Oh, for Pete's sakes. MacOS X is not Windows. As a rule of thumb, developers don't foist the kinds of crap that you describe on Mac users. For my part, I rarely use anytbing other than Acrobat Pro to read or edit PDF files. Your fears that MacOS X is Windows under the skin are completely and totally unfounded.

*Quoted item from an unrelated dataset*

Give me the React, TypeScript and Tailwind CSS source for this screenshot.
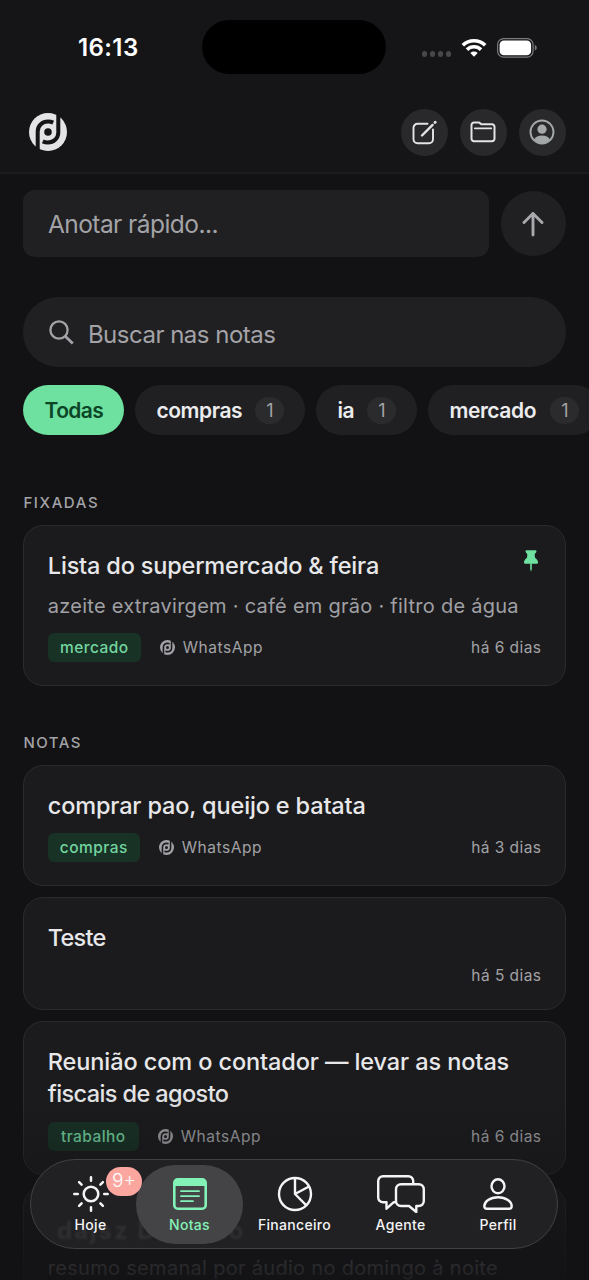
import type { ReactNode } from "react";

interface TitleLine {
  text: string;
  tracking: string;
}

interface Note {
  id: string;
  lines: TitleLine[];
  body?: string;
  tag?: string;
  tagWidth?: string;
  age: string;
  pinned?: boolean;
  box: string;
}

const filters = [
  { label: "compras", width: "w-[170px]" },
  { label: "ia", width: "w-[101px]" },
  { label: "mercado", width: "w-[172px]" },
];

const pinned: Note[] = [
  {
    id: "lista",
    lines: [{ text: "Lista do supermercado & feira", tracking: "tracking-[-0.180px]" }],
    body: "azeite extravirgem · café em grão · filtro de água",
    tag: "mercado",
    tagWidth: "w-[93px]",
    age: "há 6 dias",
    pinned: true,
    box: "h-[161px] pb-[23px]",
  },
];

const notes: Note[] = [
  {
    id: "comprar",
    lines: [{ text: "comprar pao, queijo e batata", tracking: "tracking-[-0.150px]" }],
    tag: "compras",
    tagWidth: "w-[92px]",
    age: "há 3 dias",
    box: "h-[121px] pb-[23px]",
  },
  {
    id: "teste",
    lines: [{ text: "Teste", tracking: "tracking-[-0.750px]" }],
    age: "há 5 dias",
    box: "h-[113px] pb-[19px]",
  },
  {
    id: "reuniao",
    lines: [
      { text: "Reunião com o contador — levar as notas", tracking: "tracking-[-0.100px]" },
      { text: "fiscais de agosto", tracking: "tracking-[-0.600px]" },
    ],
    tag: "trabalho",
    tagWidth: "w-[91px]",
    age: "há 6 dias",
    box: "h-[154px] pb-[23px]",
  },
];

function Logo({ className }: { className: string }) {
  return (
    <svg viewBox="0 0 38 38" className={className} fill="none">
      <circle cx="19" cy="19" r="19" fill="currentColor" />
      <g stroke="var(--cut)" strokeWidth="4">
        <path d="M8.700 36V18.500C8.700 12.300 13.500 8.500 19 8.500c2 0 3.800.4 5.200 1.100" />
        <path d="M29.300 2v17.500c0 6.200-4.800 10-10.300 10-2 0-3.800-.4-5.200-1.100" />
      </g>
      <circle cx="19" cy="19" r="3.800" fill="var(--cut)" />
    </svg>
  );
}

function StatusBar() {
  return (
    <div className="relative flex h-[96px] items-center justify-between pr-[52px] pl-[78px]">
      <span className="text-[24px] font-semibold tracking-[0.400px] text-white">16:13</span>
      <div className="absolute top-[20px] left-[202px] h-[54px] w-[184px] rounded-full bg-black" />
      <div className="flex items-center">
        <div className="mt-[12px] mr-[10px] flex gap-[2.500px]">
          {[0, 1, 2, 3].map((dot) => (
            <span key={dot} className="size-[5.500px] rounded-full bg-[#48484a]" />
          ))}
        </div>
        <svg viewBox="0 0 26 20" className="mr-[10px] h-[20px] w-[26px]" fill="none" stroke="#fff" strokeWidth="3.600">
          <path d="M1.800 7.300a16 16 0 0 1 22.400 0" />
          <path d="M6 11.600a10 10 0 0 1 14 0" />
          <path d="M9.300 14.900a5.400 5.400 0 0 1 7.400 0L13 18.700z" fill="#fff" stroke="none" />
        </svg>
        <svg viewBox="0 0 40 20" className="h-[20px] w-[40px]" fill="none">
          <rect x="0.600" y="0.600" width="35.500" height="18.500" rx="6" stroke="#7b7b7d" strokeWidth="1.200" />
          <rect x="2.600" y="2.500" width="31.500" height="14.700" rx="4.300" fill="#fff" />
          <path d="M37.800 7v5.500c1.200-.4 1.900-1.500 1.900-2.750S39 7.400 37.800 7z" fill="#7b7b7d" />
        </svg>
      </div>
    </div>
  );
}

function RoundButton({ children }: { children: ReactNode }) {
  return (
    <button className="flex size-[47px] items-center justify-center rounded-full bg-[#29292b] text-[#e4e4e6]">
      {children}
    </button>
  );
}

function Header() {
  return (
    <header className="h-[174px] border-b-2 border-[#1b1b1d] bg-[#151517]">
      <StatusBar />
      <div className="flex h-[72px] items-center justify-between pr-[23.500px] pl-[29px]">
        <Logo className="size-[38px] text-[#e4e4e6] [--cut:#151517]" />
        <div className="flex gap-[12px]">
          <RoundButton>
            <svg viewBox="0 0 26 26" className="size-[26px]" fill="none" stroke="currentColor" strokeWidth="1.900" strokeLinecap="round">
              <path d="M16.500 4.800H6.500a4 4 0 0 0-4 4v11.500a4 4 0 0 0 4 4H18a4 4 0 0 0 4-4V10.500" />
              <path d="M11 16.500L21.600 5.900" strokeWidth="2.400" />
              <path d="M24 3.500l.2-.2" strokeWidth="2.800" />
            </svg>
          </RoundButton>
          <RoundButton>
            <svg viewBox="0 0 26 22" className="h-[22px] w-[26px]" fill="none" stroke="currentColor" strokeWidth="2" strokeLinejoin="round">
              <path d="M1.500 4a2.500 2.500 0 0 1 2.500-2.500h4.200c1 0 1.600.3 2.200 1l.6.700H22A2.500 2.500 0 0 1 24.500 5.700v12A2.500 2.500 0 0 1 22 20.200H4a2.500 2.500 0 0 1-2.500-2.500z" />
              <path d="M4.800 7.300h16.500" strokeWidth="1.700" strokeLinecap="round" />
            </svg>
          </RoundButton>
          <RoundButton>
            <svg viewBox="0 0 26 26" className="size-[26px] text-[#a5a8a8]" fill="none">
              <circle cx="13" cy="13" r="11.500" stroke="currentColor" strokeWidth="1.900" />
              <circle cx="13" cy="10.200" r="4.600" fill="currentColor" />
              <path d="M5 20.600c1.400-2.700 4.400-4 8-4s6.600 1.300 8 4a10.900 10.900 0 0 1-16 0z" fill="currentColor" />
            </svg>
          </RoundButton>
        </div>
      </div>
    </header>
  );
}

function NoteCard({ note }: { note: Note }) {
  return (
    <article
      className={`flex flex-col rounded-[20px] border border-[#2b2b2d] bg-[#1b1b1d] pt-[24px] pr-[23px] pl-[23.400px] ${note.box}`}
    >
      <div className="flex justify-between">
        <h3 className="text-[23.500px] leading-[32px] font-[550] text-[#e8e8ea]">
          {note.lines.map((line) => (
            <span key={line.text} className={`block whitespace-nowrap ${line.tracking}`}>
              {line.text}
            </span>
          ))}
        </h3>
        {note.pinned && (
          <svg viewBox="0 0 14 22" className="mr-[4px] h-[22px] w-[14px] shrink-0" fill="#6ee09f">
            <path d="M1.500 1.500C1.500.6 2 .3 2.700.3h8.600c.7 0 1.200.3 1.200 1.200 0 1.100-1.800 1.800-1.800 2.900l.3 3.300c1.700 1 3 2.800 3 4.600 0 1-.5 1.500-1.400 1.500H7.800v5.300L7 21.800l-.8-2.700v-5.300H1.400C.5 13.800 0 13.300 0 12.300c0-1.800 1.300-3.600 3-4.600l.3-3.300c0-1.100-1.800-1.800-1.800-2.900z" />
          </svg>
        )}
      </div>
      {note.body && (
        <p className="mt-[10px] text-[20px] leading-[28px] tracking-[0.260px] whitespace-nowrap text-[#a0a0a4]">
          {note.body}
        </p>
      )}
      <div className="mt-auto flex h-[29px] items-center text-[15.500px] tracking-[0.450px] text-[#a2a2a6]">
        {note.tag && (
          <>
            <span
              className={`flex h-[29px] shrink-0 items-center justify-center rounded-[6px] bg-[#183226] font-medium text-[#73d5a0] ${note.tagWidth}`}
            >
              {note.tag}
            </span>
            <Logo className="mr-[8px] ml-[19px] size-[15px] [--cut:#1b1b1d]" />
            <span className="tracking-[0.550px]">WhatsApp</span>
          </>
        )}
        <span className="ml-auto">{note.age}</span>
      </div>
    </article>
  );
}

function NavItem({
  label,
  width,
  active,
  children,
}: {
  label: string;
  width: string;
  active?: boolean;
  children: ReactNode;
}) {
  return (
    <button
      className={`relative flex h-[79px] shrink-0 flex-col items-center rounded-full pt-[9px] ${width} ${
        active ? "bg-[#444446] text-[#83f2b6]" : "text-[#f4f4f6]"
      }`}
    >
      <span className="flex h-[40px] items-center justify-center">{children}</span>
      <span className="text-[14px] leading-[22px] font-[550] tracking-[0.320px]">{label}</span>
    </button>
  );
}

function TabBar() {
  return (
    <nav className="absolute top-[1159px] left-[30px] flex h-[90px] w-[528px] items-center rounded-full border border-[#414143] bg-[#212123] pl-[14px]">
      <span
        aria-hidden
        className="absolute top-[54px] left-[26px] text-[24px] leading-[34px] font-bold tracking-[2px] text-[#303032] blur-[1px]"
      >
        dajsz Dasz no
      </span>
      <NavItem label="Hoje" width="w-[91px]">
        <svg viewBox="0 0 36 36" className="size-[36px]" fill="none" stroke="currentColor" strokeWidth="2.500" strokeLinecap="round">
          <circle cx="18" cy="18" r="7.300" />
          <path d="M18 1.300v3.500M18 31.200v3.500M1.300 18h3.500M31.200 18h3.500M6.100 6.100l2.500 2.500M27.400 27.400l2.500 2.500M6.100 29.900l2.500-2.500M27.400 8.600l2.500-2.500" />
        </svg>
      </NavItem>
      <NavItem label="Notas" width="w-[107px]" active>
        <svg viewBox="0 0 34 32" className="h-[32px] w-[34px]" fill="none" stroke="currentColor" strokeWidth="2.600" strokeLinecap="round">
          <rect x="1.300" y="1.300" width="31.400" height="29.400" rx="3.500" />
          <path d="M1.500 3.800a2.600 2.600 0 0 1 2.600-2.600h25.800a2.600 2.600 0 0 1 2.600 2.600v4.200h-31z" fill="currentColor" stroke="none" />
          <path d="M8 13.200h18M8 18.200h18M8 23.200h12" strokeWidth="1.800" />
        </svg>
      </NavItem>
      <NavItem label="Financeiro" width="w-[103px]">
        <svg viewBox="0 0 36 36" className="size-[36px]" fill="none" stroke="currentColor" strokeWidth="2.400" strokeLinejoin="round">
          <circle cx="18" cy="18" r="16" />
          <path d="M18 2v16l11.300 11.300M18 18l14-7.500" />
        </svg>
      </NavItem>
      <NavItem label="Agente" width="w-[109px]">
        <svg viewBox="0 0 48 38" className="h-[38px] w-[48px]" fill="none" stroke="currentColor" strokeWidth="2.400" strokeLinejoin="round">
          <path d="M36.200 8.800V6a4.800 4.800 0 0 0-4.800-4.800H6a4.800 4.800 0 0 0-4.800 4.800v16.500A4.800 4.800 0 0 0 6 27.300h3.500v6.400l7-6.400h2.500" />
          <path d="M24 9.200h17.800a5 5 0 0 1 5 5V26a5 5 0 0 1-5 5h-2.500v6L32 31h-8a5 5 0 0 1-5-5V14.200a5 5 0 0 1 5-5z" />
        </svg>
      </NavItem>
      <NavItem label="Perfil" width="w-[86px]">
        <svg viewBox="0 0 30 32" className="h-[32px] w-[30px]" fill="none" stroke="currentColor" strokeWidth="2.400" strokeLinejoin="round">
          <ellipse cx="15" cy="8.300" rx="6.500" ry="7" />
          <path d="M4 30.700h22c1.800 0 2.700-.9 2.700-2.500 0-4.500-5.500-9-13.700-9s-13.700 4.500-13.700 9c0 1.600.9 2.500 2.700 2.500z" />
        </svg>
      </NavItem>
      <span className="absolute top-[7px] left-[75px] flex h-[29px] w-[36px] items-center justify-center rounded-full bg-[#fba69f] text-[19px] font-light text-white">
        9+
      </span>
    </nav>
  );
}

export default function App() {
  return (
    <div className="relative h-[1280px] w-[589px] overflow-hidden bg-[#121214] font-['Inter',sans-serif]">
      <Header />
      <main className="pt-[16px] pr-[23px] pl-[23.400px]">
        <div className="flex items-center justify-between pr-[0.500px]">
          <div className="flex h-[67px] w-[466px] items-center rounded-[12px] bg-[#202022] pt-px pl-[24.500px] text-[24.500px] tracking-[-0.550px] text-[#a3a3a7]">
            Anotar rápido...
          </div>
          <button className="flex size-[65px] items-center justify-center rounded-full bg-[#202022]">
            <svg viewBox="0 0 22 26" className="h-[26px] w-[22px]" fill="none" stroke="#a9a9ad" strokeWidth="2.900" strokeLinecap="round" strokeLinejoin="round">
              <path d="M11 24V2.500M2 11.500l9-9 9 9" />
            </svg>
          </button>
        </div>
        <div className="mt-[40px] mr-[0.500px] flex h-[70px] items-center gap-[14px] rounded-full bg-[#202022] pl-[25.500px] text-[24px] tracking-[-0.500px] text-[#a3a3a7]">
          <svg viewBox="0 0 25 25" className="size-[25px]" fill="none" stroke="currentColor" strokeWidth="2.300">
            <circle cx="10" cy="10" r="8.600" />
            <path d="M16.200 16.200l7.600 7.400" strokeWidth="2.800" />
          </svg>
          <span className="pt-[5px]">Buscar nas notas</span>
        </div>
        <div className="mt-[18px] flex gap-[11px] text-[21px] font-semibold tracking-[-0.420px]">
          <button className="h-[50px] w-[101px] shrink-0 rounded-full bg-[#6ee09f] pt-px tracking-[-0.600px] text-[#0b4627]">
            Todas
          </button>
          {filters.map((filter) => (
            <button
              key={filter.label}
              className={`flex h-[50px] shrink-0 items-center justify-between rounded-full bg-[#202022] px-[21px] text-[#ececee] ${filter.width}`}
            >
              <span className="pt-px">{filter.label}</span>
              <span className="flex h-[27px] w-[29px] items-center justify-center rounded-full bg-[#2b2b2d] pt-px text-[18px] font-normal tracking-normal text-[#a3a3a7]">
                1
              </span>
            </button>
          ))}
        </div>
        <h2 className="mt-[56px] text-[15px] leading-[24px] font-medium tracking-[1.600px] text-[#a3a3a7]">FIXADAS</h2>
        <div className="mt-[10px] mr-[0.500px]">
          {pinned.map((note) => (
            <NoteCard key={note.id} note={note} />
          ))}
        </div>
        <h2 className="mt-[45px] text-[15px] leading-[24px] font-medium tracking-[1.500px] text-[#a3a3a7]">NOTAS</h2>
        <div className="mt-[10px] mr-[0.500px] flex flex-col gap-[11px]">
          {notes.map((note) => (
            <NoteCard key={note.id} note={note} />
          ))}
          <article className="h-[154px] rounded-[20px] border border-[#2b2b2d] bg-[#1b1b1d] px-[23.400px] pt-[67px]">
            <p className="text-[20px] leading-[28px] tracking-[0.300px] whitespace-nowrap text-[#a0a0a4]">
              resumo semanal por áudio no domingo à noite
            </p>
          </article>
        </div>
      </main>
      <div className="absolute inset-x-0 bottom-0 h-[190px] bg-linear-to-b from-[#121214]/0 via-[#121214]/30 via-35% to-[#121214]/90" />
      <TabBar />
    </div>
  );
}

Keep your shirt on, Mr.! Nobody said Acrobat doesn't run on OSX, only that it needs, and takes, considerable system resources to do so. That fact reflects first and foremost on the application's, that's Acrobat's, degree of leanness and sophistication – in this case the lack of such – instead of on OSX, but it is a fact of life nevertheless.
Acrobat simply is a very mediocre and bloated piece of software.
post #8 of 9
Quote:
Originally Posted by Rokcet Scientist View Post

Keep your shirt on, Mr.! Nobody said Acrobat doesn't run on OSX, only that it needs, and takes, considerable system resources to do so. That fact reflects first and foremost on the application's, that's Acrobat's, degree of leanness and sophistication in this case the lack of such instead of on OSX, but it is a fact of life nevertheless.
Acrobat simply is a very mediocre and bloated piece of software.

I have no idea where you got the notion that I or anyone else think that others believe that Acrobat doesn't run on MacOS X. Adobe Acrobat Pro obviously runs on MacOS X. I am not aware of anyone who believes otherwise. The point that I was making is based on my assessment of a certain group of Windows users. This group assumes that Windows problems are necessarily transferred to the Mac without mitigation.

Your assertion that Acrobat is mediocre and bloated is an opinion based on unstated criteria. It is besides the point. If bloat were a dealbreaker, then a lot of mission-critical software would be disqualified. I also have an opinion: Adobe Acrobat Pro is the best application suite for creating and editing PDF files.
post #9 of 9
Quote:
Originally Posted by Mr. Me View Post

Adobe Acrobat Pro is the best application suite for creating and editing PDF files.

If that's the best Adobe can do it's a sad state of affairs.